Zurich, Switzerland – Researchers have unveiled the first robotic leg equipped with “artificial muscles,” allowing the machine to move with a human-like agility. The innovative design, featuring oil-filled bags, enables the leg to jump effortlessly across diverse terrains.
A leap in robotic movement
In a study published on Monday in Nature Communications, a video showcased a small, disembodied robot leg hopping over grass, sand, and rocks. This breakthrough could pave the way for future humanoid robots capable of assisting with mundane household tasks, according to co-author Robert Katzschmann, a robotics professor at ETH Zurich.
Conventional humanoid robots, built with motors and rigid metal joints similar to those used in factory settings, are not only extremely expensive but could also pose safety risks in domestic environments. “If one was to fall on you, it is going to be quite painful,” Katzschmann explained.
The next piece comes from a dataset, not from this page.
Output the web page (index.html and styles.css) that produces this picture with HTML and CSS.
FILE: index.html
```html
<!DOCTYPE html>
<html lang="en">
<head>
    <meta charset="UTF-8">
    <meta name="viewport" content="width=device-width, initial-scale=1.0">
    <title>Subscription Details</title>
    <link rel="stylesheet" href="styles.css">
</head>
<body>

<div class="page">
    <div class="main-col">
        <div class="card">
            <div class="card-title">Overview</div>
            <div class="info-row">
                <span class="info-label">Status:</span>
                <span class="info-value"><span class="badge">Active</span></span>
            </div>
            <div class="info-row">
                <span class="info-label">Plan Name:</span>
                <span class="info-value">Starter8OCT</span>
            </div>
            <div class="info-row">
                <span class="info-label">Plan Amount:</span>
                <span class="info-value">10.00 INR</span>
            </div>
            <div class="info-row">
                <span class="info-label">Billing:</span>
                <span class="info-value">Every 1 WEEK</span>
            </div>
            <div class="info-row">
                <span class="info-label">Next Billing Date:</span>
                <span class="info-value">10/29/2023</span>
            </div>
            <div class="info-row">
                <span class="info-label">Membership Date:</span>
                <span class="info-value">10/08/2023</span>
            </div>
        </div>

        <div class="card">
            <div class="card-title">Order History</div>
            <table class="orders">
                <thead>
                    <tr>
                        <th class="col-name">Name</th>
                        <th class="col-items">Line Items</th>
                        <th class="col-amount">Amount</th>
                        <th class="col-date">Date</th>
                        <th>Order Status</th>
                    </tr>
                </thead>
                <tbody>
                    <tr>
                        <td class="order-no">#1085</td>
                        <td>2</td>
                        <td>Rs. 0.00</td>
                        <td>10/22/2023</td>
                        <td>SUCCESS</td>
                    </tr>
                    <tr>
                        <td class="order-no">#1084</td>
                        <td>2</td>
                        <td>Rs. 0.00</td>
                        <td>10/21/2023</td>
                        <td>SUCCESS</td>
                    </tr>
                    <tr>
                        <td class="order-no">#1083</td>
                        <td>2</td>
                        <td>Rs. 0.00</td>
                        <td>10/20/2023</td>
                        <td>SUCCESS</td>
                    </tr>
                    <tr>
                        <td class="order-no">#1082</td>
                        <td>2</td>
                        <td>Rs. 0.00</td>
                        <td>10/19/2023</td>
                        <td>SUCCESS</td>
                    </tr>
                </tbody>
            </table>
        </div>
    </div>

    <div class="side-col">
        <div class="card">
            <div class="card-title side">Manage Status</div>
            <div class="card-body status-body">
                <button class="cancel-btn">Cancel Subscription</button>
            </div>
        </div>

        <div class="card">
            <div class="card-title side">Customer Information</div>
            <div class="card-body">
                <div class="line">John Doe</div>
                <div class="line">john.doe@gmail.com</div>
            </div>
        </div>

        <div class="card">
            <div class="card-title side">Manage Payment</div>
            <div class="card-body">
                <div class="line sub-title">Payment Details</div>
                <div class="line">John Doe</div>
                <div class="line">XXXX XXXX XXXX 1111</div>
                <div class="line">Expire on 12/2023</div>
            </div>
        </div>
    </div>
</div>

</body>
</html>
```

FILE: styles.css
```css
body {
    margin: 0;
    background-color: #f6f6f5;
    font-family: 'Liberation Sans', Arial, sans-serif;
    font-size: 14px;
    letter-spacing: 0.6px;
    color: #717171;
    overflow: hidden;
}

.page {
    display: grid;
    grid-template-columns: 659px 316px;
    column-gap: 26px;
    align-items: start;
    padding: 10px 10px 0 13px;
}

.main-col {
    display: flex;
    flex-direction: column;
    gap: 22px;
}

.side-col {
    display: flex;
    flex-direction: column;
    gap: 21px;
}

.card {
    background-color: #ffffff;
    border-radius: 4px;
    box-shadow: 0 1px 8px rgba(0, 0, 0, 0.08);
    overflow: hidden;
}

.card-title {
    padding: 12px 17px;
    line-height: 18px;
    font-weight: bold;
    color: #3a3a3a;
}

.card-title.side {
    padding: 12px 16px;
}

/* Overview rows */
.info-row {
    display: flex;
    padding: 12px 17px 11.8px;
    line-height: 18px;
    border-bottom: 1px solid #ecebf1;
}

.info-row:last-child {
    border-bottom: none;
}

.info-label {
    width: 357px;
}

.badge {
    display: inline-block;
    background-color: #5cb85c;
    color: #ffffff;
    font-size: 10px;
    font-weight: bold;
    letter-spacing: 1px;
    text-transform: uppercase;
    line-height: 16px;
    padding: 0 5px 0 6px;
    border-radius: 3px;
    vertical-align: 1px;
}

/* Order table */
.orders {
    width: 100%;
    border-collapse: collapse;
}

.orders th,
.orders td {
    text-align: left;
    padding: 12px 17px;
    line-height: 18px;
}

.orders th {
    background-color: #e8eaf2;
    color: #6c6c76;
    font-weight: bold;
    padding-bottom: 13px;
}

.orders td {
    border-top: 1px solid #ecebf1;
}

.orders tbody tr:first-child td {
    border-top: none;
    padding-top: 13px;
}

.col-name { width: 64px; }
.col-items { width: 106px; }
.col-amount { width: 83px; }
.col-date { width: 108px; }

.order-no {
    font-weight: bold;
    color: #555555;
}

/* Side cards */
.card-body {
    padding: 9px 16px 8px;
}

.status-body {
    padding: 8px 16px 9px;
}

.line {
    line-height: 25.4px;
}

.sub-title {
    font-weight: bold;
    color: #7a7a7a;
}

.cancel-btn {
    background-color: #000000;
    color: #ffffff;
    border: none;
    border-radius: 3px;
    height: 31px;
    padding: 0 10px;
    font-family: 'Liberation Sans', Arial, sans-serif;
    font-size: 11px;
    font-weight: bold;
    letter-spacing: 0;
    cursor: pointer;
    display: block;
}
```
Towards a more humane robot
The vision for future robots extends beyond merely lifting heavy objects. “A future robot helper needs to be able to not just carry heavy things but also give someone a hug or shake hands,” Katzschmann added. This inspired the Swiss-led team to emulate the 600 muscles in the human body, aiming for a more fluid and agile movement.
The science behind ‘artificial muscles’
The robot leg employs electrohydraulic actuators, also known as “artificial muscles.” These soft actuators, resembling freezer bags filled with oil, come with attached electrodes. The contraction and expansion of the liquid more accurately mimic animal muscles, offering a significant improvement over traditional motors.
The electrostatic system allows the robot knee to use less electricity when bent, similar to a squatting human, as noted in the study. The leg’s design enables it to handle rough terrain more nimbly than its rigid predecessors, achieving jumps of nearly 13 centimeters (five inches), which is 40 percent of its height.
A new frontier in robotics
Research into electrohydraulic actuators is still in its infancy, having emerged only about six years ago. While the current simplistic leg can only jump in circles and not move freely, Katzschmann is optimistic about the future. He emphasized that the components for these artificial muscles are not expensive, and he hopes that mass production will accelerate advancements in the coming years.
Although robots with such artificial muscles are still a way off, this study marks a significant step towards more versatile and humane robotic assistants. The potential for these advancements could revolutionize the way robots interact in human environments, making them safer and more effective helpers.
This groundbreaking research underscores the ongoing evolution in robotics, promising a future where machines move more like humans and integrate seamlessly into our daily lives.